──────── DATA LINES ────────
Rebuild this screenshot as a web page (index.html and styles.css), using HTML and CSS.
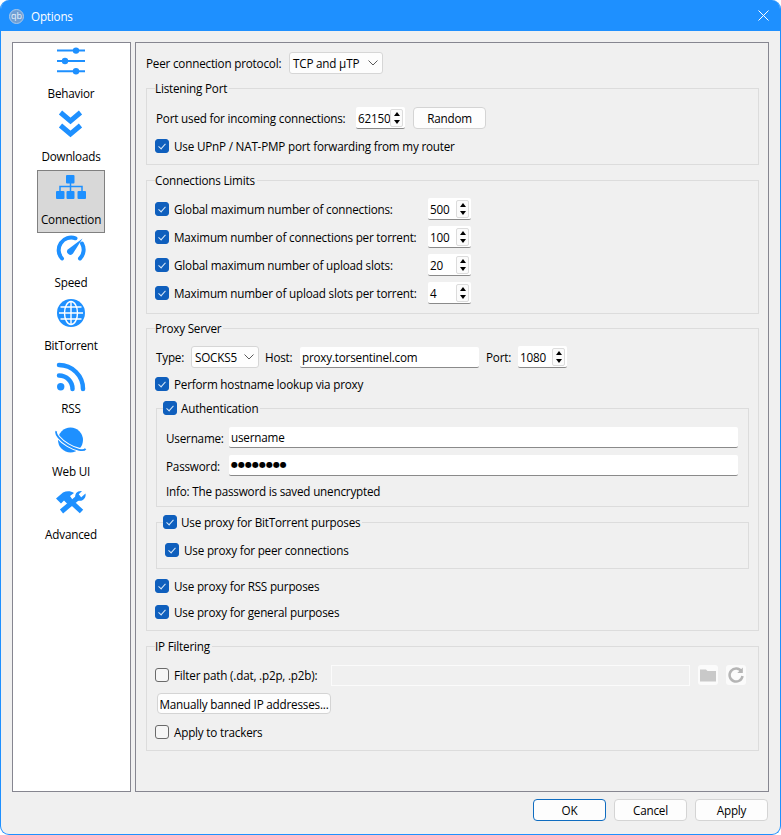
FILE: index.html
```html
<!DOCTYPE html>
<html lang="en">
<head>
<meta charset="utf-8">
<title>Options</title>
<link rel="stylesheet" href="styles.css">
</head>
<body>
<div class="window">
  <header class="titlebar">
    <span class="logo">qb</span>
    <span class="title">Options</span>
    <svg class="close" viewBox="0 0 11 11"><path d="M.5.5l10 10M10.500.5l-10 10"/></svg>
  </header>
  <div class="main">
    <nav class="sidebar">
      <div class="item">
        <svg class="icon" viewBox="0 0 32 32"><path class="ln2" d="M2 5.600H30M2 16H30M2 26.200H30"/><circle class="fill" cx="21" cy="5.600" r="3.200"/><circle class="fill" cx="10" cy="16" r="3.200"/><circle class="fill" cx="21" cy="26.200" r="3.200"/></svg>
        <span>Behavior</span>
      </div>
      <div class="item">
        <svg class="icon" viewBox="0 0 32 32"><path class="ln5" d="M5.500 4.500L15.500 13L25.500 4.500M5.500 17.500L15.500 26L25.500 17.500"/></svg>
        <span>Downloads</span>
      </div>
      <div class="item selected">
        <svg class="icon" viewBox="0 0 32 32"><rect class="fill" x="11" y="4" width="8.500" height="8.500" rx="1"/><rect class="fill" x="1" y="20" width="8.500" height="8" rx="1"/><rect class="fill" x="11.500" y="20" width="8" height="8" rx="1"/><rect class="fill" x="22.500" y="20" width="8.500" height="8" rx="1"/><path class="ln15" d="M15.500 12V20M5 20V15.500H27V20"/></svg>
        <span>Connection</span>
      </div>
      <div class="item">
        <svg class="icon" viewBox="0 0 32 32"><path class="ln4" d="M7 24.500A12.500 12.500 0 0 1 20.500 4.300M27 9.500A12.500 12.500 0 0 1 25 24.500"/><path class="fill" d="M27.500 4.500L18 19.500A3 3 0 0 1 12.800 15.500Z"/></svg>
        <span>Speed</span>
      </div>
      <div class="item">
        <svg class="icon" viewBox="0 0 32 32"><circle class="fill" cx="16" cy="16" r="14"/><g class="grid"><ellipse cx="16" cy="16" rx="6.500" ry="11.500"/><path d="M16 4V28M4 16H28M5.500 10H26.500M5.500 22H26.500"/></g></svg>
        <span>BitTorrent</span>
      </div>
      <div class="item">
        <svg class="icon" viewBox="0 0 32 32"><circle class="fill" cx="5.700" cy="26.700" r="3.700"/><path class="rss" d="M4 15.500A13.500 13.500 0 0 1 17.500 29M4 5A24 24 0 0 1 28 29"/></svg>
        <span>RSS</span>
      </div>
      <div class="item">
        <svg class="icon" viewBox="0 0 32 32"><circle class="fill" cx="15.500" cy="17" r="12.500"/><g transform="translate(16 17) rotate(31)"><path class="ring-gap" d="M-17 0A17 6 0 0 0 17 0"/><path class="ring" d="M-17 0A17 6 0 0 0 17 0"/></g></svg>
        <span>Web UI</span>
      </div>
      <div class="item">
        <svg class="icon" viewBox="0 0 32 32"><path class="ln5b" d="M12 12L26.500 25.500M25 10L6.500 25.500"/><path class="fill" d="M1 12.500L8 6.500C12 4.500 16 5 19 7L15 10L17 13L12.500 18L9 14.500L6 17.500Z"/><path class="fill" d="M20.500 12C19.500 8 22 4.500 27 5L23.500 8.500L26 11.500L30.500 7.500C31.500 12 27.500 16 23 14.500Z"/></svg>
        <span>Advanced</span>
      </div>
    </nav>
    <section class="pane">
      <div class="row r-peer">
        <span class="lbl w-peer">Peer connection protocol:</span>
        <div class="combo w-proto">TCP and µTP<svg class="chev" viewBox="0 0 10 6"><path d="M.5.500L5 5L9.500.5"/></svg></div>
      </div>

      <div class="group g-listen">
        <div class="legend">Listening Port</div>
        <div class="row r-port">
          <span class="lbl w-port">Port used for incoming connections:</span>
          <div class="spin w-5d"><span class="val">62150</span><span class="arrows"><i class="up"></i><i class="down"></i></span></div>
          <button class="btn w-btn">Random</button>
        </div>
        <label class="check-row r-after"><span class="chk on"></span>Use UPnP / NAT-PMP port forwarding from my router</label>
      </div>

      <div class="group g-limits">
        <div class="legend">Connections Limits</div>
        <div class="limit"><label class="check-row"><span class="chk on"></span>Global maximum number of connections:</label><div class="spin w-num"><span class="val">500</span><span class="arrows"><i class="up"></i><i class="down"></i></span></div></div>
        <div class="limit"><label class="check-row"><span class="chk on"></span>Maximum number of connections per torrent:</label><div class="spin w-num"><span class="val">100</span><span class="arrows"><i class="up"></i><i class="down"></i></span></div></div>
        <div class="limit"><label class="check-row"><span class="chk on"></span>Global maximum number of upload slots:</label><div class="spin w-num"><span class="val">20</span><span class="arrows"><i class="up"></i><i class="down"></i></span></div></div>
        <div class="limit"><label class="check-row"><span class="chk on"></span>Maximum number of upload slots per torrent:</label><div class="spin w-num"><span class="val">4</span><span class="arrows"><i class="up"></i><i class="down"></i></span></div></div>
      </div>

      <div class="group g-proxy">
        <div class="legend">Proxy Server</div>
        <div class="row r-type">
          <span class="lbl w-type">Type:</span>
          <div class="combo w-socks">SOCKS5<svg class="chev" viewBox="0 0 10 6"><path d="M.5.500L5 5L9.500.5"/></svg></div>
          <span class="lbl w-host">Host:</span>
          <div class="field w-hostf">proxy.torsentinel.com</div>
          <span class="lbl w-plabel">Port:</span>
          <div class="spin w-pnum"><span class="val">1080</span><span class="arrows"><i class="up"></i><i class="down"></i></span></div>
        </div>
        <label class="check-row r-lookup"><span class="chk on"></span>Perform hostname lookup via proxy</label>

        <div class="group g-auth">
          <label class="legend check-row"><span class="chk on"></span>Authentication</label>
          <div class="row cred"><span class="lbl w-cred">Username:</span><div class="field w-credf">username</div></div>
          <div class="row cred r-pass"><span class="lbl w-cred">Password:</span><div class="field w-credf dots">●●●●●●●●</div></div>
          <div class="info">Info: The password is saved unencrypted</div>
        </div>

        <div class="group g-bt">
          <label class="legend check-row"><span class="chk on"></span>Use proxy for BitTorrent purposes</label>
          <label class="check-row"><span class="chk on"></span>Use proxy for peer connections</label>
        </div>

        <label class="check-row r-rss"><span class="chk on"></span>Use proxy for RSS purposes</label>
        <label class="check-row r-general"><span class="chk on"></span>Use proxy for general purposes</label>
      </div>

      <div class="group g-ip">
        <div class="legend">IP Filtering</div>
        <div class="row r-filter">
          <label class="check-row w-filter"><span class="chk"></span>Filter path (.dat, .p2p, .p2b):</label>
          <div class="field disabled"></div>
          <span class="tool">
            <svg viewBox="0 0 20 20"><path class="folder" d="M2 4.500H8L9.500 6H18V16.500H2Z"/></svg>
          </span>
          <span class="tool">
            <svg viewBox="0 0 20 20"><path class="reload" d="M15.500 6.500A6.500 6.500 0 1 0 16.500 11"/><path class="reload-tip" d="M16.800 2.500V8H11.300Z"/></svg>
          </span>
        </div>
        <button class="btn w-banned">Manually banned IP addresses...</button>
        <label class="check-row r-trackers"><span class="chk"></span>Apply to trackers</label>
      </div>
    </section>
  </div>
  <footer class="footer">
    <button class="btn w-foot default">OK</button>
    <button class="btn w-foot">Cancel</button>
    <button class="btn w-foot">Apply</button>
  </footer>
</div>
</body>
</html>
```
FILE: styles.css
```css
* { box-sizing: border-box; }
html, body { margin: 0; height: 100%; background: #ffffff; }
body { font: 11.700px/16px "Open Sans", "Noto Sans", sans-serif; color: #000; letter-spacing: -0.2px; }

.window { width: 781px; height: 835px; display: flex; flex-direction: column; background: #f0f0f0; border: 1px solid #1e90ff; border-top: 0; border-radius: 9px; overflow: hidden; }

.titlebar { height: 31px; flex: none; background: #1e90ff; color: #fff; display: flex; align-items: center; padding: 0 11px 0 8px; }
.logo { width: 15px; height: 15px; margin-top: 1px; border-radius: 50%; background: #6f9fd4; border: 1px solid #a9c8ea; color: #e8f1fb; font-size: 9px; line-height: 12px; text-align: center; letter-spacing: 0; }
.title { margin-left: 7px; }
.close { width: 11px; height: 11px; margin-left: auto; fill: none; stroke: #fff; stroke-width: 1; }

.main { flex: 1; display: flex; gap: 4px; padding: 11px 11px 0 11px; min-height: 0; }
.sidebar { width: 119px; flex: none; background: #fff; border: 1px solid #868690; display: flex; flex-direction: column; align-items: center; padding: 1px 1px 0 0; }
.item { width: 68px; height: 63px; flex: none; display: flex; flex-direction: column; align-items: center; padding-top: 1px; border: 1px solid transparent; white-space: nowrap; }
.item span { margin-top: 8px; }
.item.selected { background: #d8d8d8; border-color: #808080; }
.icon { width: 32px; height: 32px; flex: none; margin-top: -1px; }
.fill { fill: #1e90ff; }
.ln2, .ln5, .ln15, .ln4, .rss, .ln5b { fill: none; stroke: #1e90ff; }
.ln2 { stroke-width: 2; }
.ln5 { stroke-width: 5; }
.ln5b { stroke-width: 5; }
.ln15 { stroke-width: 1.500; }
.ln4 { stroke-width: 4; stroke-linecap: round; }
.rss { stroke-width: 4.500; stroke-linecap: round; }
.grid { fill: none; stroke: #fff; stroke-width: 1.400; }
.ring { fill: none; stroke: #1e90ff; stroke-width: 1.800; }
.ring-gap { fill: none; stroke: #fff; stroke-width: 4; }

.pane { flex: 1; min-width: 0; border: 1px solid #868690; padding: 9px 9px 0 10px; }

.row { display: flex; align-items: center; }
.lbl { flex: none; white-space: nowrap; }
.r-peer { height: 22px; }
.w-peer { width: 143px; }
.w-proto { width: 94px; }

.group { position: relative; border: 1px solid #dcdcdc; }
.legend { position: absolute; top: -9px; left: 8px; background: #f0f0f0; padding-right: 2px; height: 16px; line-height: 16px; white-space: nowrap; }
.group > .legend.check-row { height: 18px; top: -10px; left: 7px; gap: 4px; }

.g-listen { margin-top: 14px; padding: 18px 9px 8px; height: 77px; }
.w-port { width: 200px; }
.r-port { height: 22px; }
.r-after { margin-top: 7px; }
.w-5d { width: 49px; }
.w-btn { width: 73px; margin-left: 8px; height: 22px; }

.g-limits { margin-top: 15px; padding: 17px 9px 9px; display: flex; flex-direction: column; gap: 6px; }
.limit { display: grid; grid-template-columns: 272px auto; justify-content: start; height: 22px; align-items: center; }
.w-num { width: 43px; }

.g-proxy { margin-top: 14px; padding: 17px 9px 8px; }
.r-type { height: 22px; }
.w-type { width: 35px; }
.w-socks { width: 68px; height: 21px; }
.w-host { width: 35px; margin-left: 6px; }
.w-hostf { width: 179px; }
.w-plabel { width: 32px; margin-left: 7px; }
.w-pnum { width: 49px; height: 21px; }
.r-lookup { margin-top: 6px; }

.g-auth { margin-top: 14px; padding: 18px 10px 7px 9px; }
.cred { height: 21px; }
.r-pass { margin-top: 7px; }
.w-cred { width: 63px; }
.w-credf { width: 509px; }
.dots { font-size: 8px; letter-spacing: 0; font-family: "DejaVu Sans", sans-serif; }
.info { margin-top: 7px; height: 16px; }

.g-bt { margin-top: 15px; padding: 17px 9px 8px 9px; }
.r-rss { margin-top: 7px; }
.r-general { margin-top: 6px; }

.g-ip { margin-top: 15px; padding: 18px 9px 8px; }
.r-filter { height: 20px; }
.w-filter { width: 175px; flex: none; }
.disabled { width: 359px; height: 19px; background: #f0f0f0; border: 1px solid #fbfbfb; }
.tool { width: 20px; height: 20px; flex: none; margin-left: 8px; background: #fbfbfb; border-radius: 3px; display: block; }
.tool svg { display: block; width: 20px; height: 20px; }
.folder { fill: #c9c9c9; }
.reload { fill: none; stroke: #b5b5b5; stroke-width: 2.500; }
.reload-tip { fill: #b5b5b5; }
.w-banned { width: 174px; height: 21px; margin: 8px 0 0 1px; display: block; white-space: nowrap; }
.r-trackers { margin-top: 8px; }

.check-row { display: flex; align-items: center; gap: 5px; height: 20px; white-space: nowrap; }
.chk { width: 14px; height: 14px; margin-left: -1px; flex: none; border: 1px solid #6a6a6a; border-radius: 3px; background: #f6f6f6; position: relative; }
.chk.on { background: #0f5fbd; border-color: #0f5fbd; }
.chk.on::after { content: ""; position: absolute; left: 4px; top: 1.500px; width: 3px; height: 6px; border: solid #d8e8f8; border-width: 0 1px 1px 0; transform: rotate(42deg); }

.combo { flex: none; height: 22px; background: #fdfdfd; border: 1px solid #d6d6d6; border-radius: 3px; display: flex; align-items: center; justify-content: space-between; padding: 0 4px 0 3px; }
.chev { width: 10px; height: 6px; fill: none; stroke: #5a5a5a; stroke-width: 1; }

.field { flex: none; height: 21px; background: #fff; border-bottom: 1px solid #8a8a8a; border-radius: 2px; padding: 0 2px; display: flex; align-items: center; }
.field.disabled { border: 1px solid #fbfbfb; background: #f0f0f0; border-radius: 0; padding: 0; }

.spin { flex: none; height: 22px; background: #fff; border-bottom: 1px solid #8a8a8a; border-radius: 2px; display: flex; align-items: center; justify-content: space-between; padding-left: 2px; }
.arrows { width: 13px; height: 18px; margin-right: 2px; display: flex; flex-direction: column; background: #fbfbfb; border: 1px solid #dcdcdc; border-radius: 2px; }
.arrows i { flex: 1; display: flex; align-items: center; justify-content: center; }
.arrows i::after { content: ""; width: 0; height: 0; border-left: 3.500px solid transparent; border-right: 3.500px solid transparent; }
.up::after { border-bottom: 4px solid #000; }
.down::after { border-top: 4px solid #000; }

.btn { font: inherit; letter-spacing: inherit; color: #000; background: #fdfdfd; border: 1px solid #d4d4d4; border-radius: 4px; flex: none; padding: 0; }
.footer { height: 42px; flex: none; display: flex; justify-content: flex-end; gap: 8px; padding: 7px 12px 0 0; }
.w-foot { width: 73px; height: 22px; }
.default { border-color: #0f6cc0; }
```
────────
──────── DATA LINES ────────
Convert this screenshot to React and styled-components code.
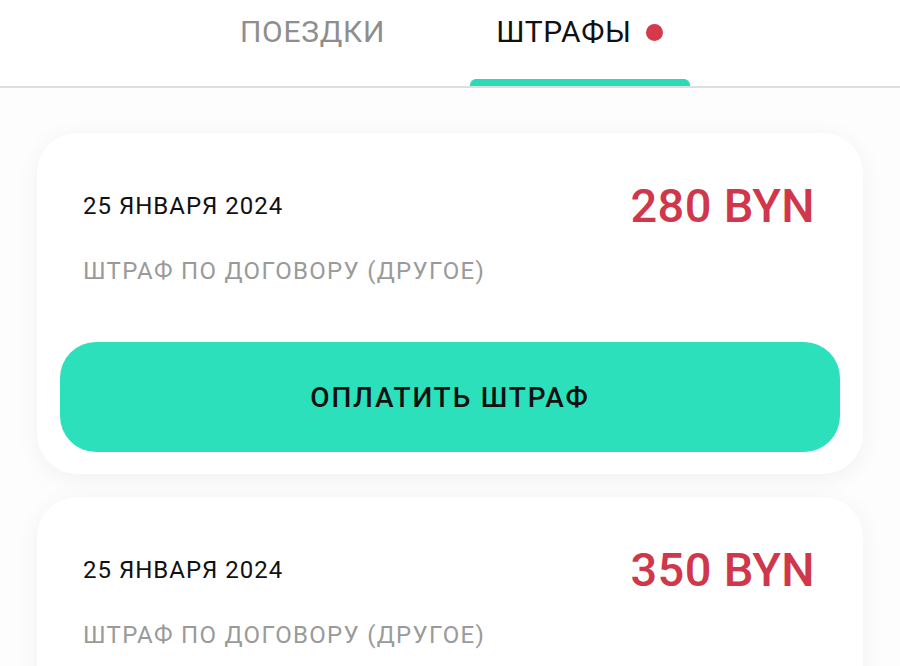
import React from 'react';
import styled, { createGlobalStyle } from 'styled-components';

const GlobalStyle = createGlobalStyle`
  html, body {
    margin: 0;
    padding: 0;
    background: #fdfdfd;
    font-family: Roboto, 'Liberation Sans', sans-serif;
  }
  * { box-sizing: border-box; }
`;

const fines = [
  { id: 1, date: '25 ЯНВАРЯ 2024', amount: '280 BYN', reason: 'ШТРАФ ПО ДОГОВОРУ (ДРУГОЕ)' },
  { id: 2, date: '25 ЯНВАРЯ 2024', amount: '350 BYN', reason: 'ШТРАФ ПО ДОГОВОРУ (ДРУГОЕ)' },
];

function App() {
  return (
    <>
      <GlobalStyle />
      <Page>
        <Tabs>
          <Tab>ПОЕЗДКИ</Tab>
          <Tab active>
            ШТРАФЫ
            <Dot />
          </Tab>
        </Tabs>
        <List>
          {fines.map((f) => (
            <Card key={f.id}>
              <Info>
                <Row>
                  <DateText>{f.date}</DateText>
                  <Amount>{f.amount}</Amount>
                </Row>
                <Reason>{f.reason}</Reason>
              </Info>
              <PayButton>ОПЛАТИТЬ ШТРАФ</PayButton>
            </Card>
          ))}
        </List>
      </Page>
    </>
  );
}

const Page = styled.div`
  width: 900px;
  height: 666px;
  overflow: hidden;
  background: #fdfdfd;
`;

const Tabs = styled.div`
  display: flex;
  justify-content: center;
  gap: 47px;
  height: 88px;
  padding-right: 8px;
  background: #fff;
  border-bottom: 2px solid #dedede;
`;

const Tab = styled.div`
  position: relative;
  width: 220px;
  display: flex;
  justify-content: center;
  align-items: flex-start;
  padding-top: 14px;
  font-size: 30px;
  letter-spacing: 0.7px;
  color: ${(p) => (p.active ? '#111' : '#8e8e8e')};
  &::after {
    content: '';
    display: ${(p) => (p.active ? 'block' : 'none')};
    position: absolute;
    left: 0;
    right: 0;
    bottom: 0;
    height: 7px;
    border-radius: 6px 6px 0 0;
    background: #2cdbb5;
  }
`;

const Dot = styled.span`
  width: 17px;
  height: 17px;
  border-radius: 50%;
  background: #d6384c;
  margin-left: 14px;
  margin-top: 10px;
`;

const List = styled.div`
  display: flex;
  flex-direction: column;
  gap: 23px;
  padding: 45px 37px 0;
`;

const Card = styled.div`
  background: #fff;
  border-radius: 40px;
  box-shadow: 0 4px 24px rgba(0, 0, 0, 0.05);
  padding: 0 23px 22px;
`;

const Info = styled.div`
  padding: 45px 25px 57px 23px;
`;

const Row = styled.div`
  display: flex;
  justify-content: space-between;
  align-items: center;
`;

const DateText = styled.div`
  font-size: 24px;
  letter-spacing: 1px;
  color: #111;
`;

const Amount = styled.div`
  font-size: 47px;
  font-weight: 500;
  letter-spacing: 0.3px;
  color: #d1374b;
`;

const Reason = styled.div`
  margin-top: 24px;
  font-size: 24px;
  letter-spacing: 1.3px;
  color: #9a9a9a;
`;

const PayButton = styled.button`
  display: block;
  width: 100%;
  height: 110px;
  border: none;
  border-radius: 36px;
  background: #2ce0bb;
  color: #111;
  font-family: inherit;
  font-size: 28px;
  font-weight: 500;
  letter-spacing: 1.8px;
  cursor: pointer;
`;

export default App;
────────
| WHAT THE EXERCISE ASKS |
Pull out all lines containing "this".

| THE ANSWER |
Rebuild this screenshot as a web page (index.html and styles.css), using HTML and CSS.
Convert this screenshot to React and styled-components code.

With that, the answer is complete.